===== MATERIAL PROVIDED =====
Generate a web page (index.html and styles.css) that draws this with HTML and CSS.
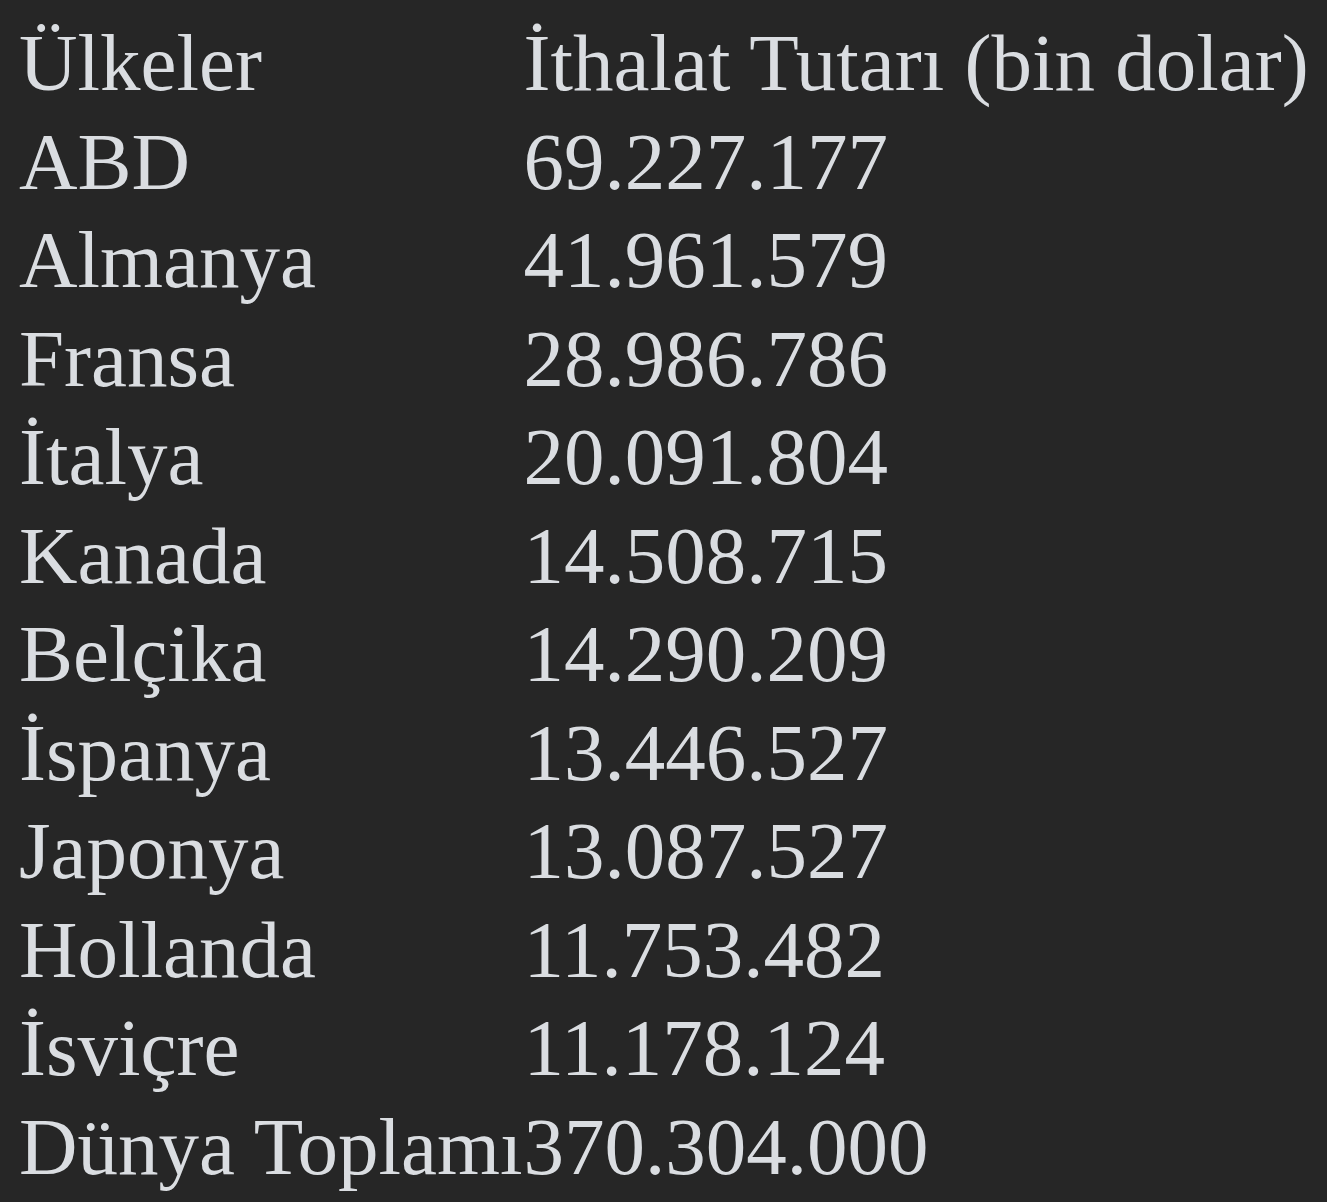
FILE: index.html
```html
<!DOCTYPE html>
<html lang="tr">
<head>
<meta charset="utf-8">
<title>İthalat Tablosu</title>
<link rel="stylesheet" href="styles.css">
</head>
<body>
<table class="data">
  <thead>
    <tr><th>Ülkeler</th><th>İthalat Tutarı (bin dolar)</th></tr>
  </thead>
  <tbody>
    <tr><td>ABD</td><td>69.227.177</td></tr>
    <tr><td>Almanya</td><td>41.961.579</td></tr>
    <tr><td>Fransa</td><td>28.986.786</td></tr>
    <tr><td>İtalya</td><td>20.091.804</td></tr>
    <tr><td>Kanada</td><td>14.508.715</td></tr>
    <tr><td>Belçika</td><td>14.290.209</td></tr>
    <tr><td>İspanya</td><td>13.446.527</td></tr>
    <tr><td>Japonya</td><td>13.087.527</td></tr>
    <tr><td>Hollanda</td><td>11.753.482</td></tr>
    <tr><td>İsviçre</td><td>11.178.124</td></tr>
    <tr><td>Dünya Toplamı</td><td>370.304.000</td></tr>
  </tbody>
</table>
</body>
</html>
```

FILE: styles.css
```css
html {
  background: #262626;
}

body {
  margin: 0;
  padding: 14px 0 0 19px;
  background: #262626;
  color: #dadde1;
  font-family: "Liberation Serif", "Times New Roman", serif;
  font-size: 81px;
}

.data {
  border-collapse: collapse;
  border-spacing: 0;
}

.data th,
.data td {
  font-weight: normal;
  text-align: left;
  padding: 0;
  height: 98.5px;
  line-height: 98.5px;
  vertical-align: baseline;
  white-space: nowrap;
}

.data th:first-child,
.data td:first-child {
  padding-right: 1px;
}
```
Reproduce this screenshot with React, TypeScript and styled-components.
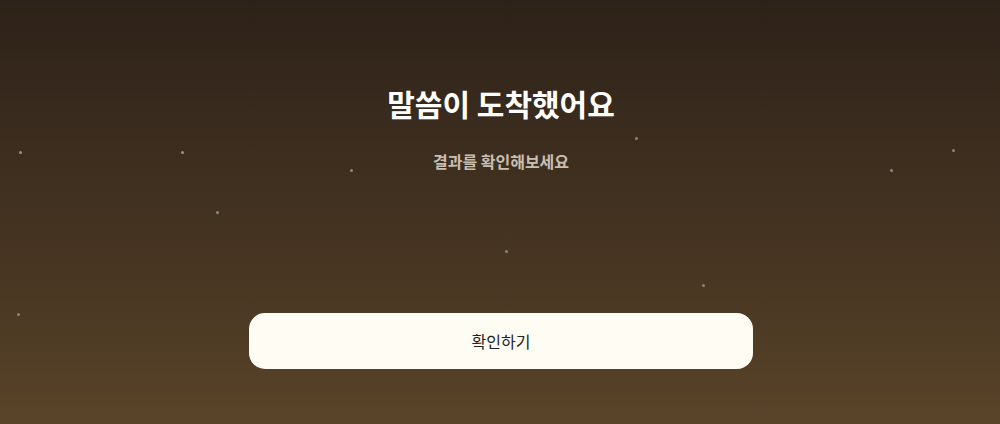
import React from 'react';
import styled, { createGlobalStyle } from 'styled-components';

const stars = [
  { x: 20, y: 152, o: 0.55 },
  { x: 182, y: 152, o: 0.55 },
  { x: 351, y: 170, o: 0.5 },
  { x: 217, y: 212, o: 0.5 },
  { x: 636, y: 138, o: 0.5 },
  { x: 506, y: 251, o: 0.45 },
  { x: 703, y: 285, o: 0.45 },
  { x: 891, y: 170, o: 0.5 },
  { x: 953, y: 150, o: 0.5 },
  { x: 18, y: 314, o: 0.45 },
];

const GlobalStyle = createGlobalStyle`
  html, body {
    margin: 0;
    padding: 0;
  }
  body {
    font-family: "Noto Sans CJK KR", "Noto Sans", sans-serif;
  }
`;

const App: React.FC = () => {
  return (
    <>
      <GlobalStyle />
      <Page>
        <StarField>
          {stars.map((s, i) => (
            <Star key={i} style={{ left: s.x - 1, top: s.y - 1, opacity: s.o }} />
          ))}
        </StarField>
        <Content>
          <Title>말씀이 도착했어요</Title>
          <Subtitle>결과를 확인해보세요</Subtitle>
          <ConfirmButton type="button">확인하기</ConfirmButton>
        </Content>
      </Page>
    </>
  );
};

export default App;

const Page = styled.div`
  position: relative;
  width: 100%;
  height: 100vh;
  min-height: 424px;
  overflow: hidden;
  background: linear-gradient(180deg, #2d2219 0%, #3c2d1e 35%, #4a3823 70%, #5a4429 100%);
`;

const StarField = styled.div`
  position: absolute;
  inset: 0;
  pointer-events: none;
`;

const Star = styled.span`
  position: absolute;
  width: 3px;
  height: 3px;
  border-radius: 50%;
  background: #e8e0d4;
`;

const Content = styled.main`
  position: relative;
  display: flex;
  flex-direction: column;
  align-items: center;
  padding: 83px 0 0 2px;
`;

const Title = styled.h1`
  margin: 0;
  font-size: 30px;
  line-height: 40px;
  font-weight: 700;
  color: #ffffff;
`;

const Subtitle = styled.p`
  margin: 27px 0 0;
  font-size: 16px;
  line-height: 22px;
  font-weight: 600;
  color: #c9bfb1;
`;

const ConfirmButton = styled.button`
  margin-top: 141px;
  width: 504px;
  height: 56px;
  border: none;
  border-radius: 16px;
  background: #fffcf3;
  color: #222222;
  font-family: inherit;
  font-size: 16px;
  font-weight: 400;
  cursor: pointer;
`;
=====
§ **EXERCISE OBJECTIVE**
All records should be output exactly, with the pictures left out.

§ **REPLY TO THE TASK**
Generate a web page (index.html and styles.css) that draws this with HTML and CSS.
FILE: index.html
```html
<!DOCTYPE html>
<html lang="tr">
<head>
<meta charset="utf-8">
<title>İthalat Tablosu</title>
<link rel="stylesheet" href="styles.css">
</head>
<body>
<table class="data">
  <thead>
    <tr><th>Ülkeler</th><th>İthalat Tutarı (bin dolar)</th></tr>
  </thead>
  <tbody>
    <tr><td>ABD</td><td>69.227.177</td></tr>
    <tr><td>Almanya</td><td>41.961.579</td></tr>
    <tr><td>Fransa</td><td>28.986.786</td></tr>
    <tr><td>İtalya</td><td>20.091.804</td></tr>
    <tr><td>Kanada</td><td>14.508.715</td></tr>
    <tr><td>Belçika</td><td>14.290.209</td></tr>
    <tr><td>İspanya</td><td>13.446.527</td></tr>
    <tr><td>Japonya</td><td>13.087.527</td></tr>
    <tr><td>Hollanda</td><td>11.753.482</td></tr>
    <tr><td>İsviçre</td><td>11.178.124</td></tr>
    <tr><td>Dünya Toplamı</td><td>370.304.000</td></tr>
  </tbody>
</table>
</body>
</html>
```

FILE: styles.css
```css
html {
  background: #262626;
}

body {
  margin: 0;
  padding: 14px 0 0 19px;
  background: #262626;
  color: #dadde1;
  font-family: "Liberation Serif", "Times New Roman", serif;
  font-size: 81px;
}

.data {
  border-collapse: collapse;
  border-spacing: 0;
}

.data th,
.data td {
  font-weight: normal;
  text-align: left;
  padding: 0;
  height: 98.5px;
  line-height: 98.5px;
  vertical-align: baseline;
  white-space: nowrap;
}

.data th:first-child,
.data td:first-child {
  padding-right: 1px;
}
```
Reproduce this screenshot with React, TypeScript and styled-components.
import React from 'react';
import styled, { createGlobalStyle } from 'styled-components';

const stars = [
  { x: 20, y: 152, o: 0.55 },
  { x: 182, y: 152, o: 0.55 },
  { x: 351, y: 170, o: 0.5 },
  { x: 217, y: 212, o: 0.5 },
  { x: 636, y: 138, o: 0.5 },
  { x: 506, y: 251, o: 0.45 },
  { x: 703, y: 285, o: 0.45 },
  { x: 891, y: 170, o: 0.5 },
  { x: 953, y: 150, o: 0.5 },
  { x: 18, y: 314, o: 0.45 },
];

const GlobalStyle = createGlobalStyle`
  html, body {
    margin: 0;
    padding: 0;
  }
  body {
    font-family: "Noto Sans CJK KR", "Noto Sans", sans-serif;
  }
`;

const App: React.FC = () => {
  return (
    <>
      <GlobalStyle />
      <Page>
        <StarField>
          {stars.map((s, i) => (
            <Star key={i} style={{ left: s.x - 1, top: s.y - 1, opacity: s.o }} />
          ))}
        </StarField>
        <Content>
          <Title>말씀이 도착했어요</Title>
          <Subtitle>결과를 확인해보세요</Subtitle>
          <ConfirmButton type="button">확인하기</ConfirmButton>
        </Content>
      </Page>
    </>
  );
};

export default App;

const Page = styled.div`
  position: relative;
  width: 100%;
  height: 100vh;
  min-height: 424px;
  overflow: hidden;
  background: linear-gradient(180deg, #2d2219 0%, #3c2d1e 35%, #4a3823 70%, #5a4429 100%);
`;

const StarField = styled.div`
  position: absolute;
  inset: 0;
  pointer-events: none;
`;

const Star = styled.span`
  position: absolute;
  width: 3px;
  height: 3px;
  border-radius: 50%;
  background: #e8e0d4;
`;

const Content = styled.main`
  position: relative;
  display: flex;
  flex-direction: column;
  align-items: center;
  padding: 83px 0 0 2px;
`;

const Title = styled.h1`
  margin: 0;
  font-size: 30px;
  line-height: 40px;
  font-weight: 700;
  color: #ffffff;
`;

const Subtitle = styled.p`
  margin: 27px 0 0;
  font-size: 16px;
  line-height: 22px;
  font-weight: 600;
  color: #c9bfb1;
`;

const ConfirmButton = styled.button`
  margin-top: 141px;
  width: 504px;
  height: 56px;
  border: none;
  border-radius: 16px;
  background: #fffcf3;
  color: #222222;
  font-family: inherit;
  font-size: 16px;
  font-weight: 400;
  cursor: pointer;
`;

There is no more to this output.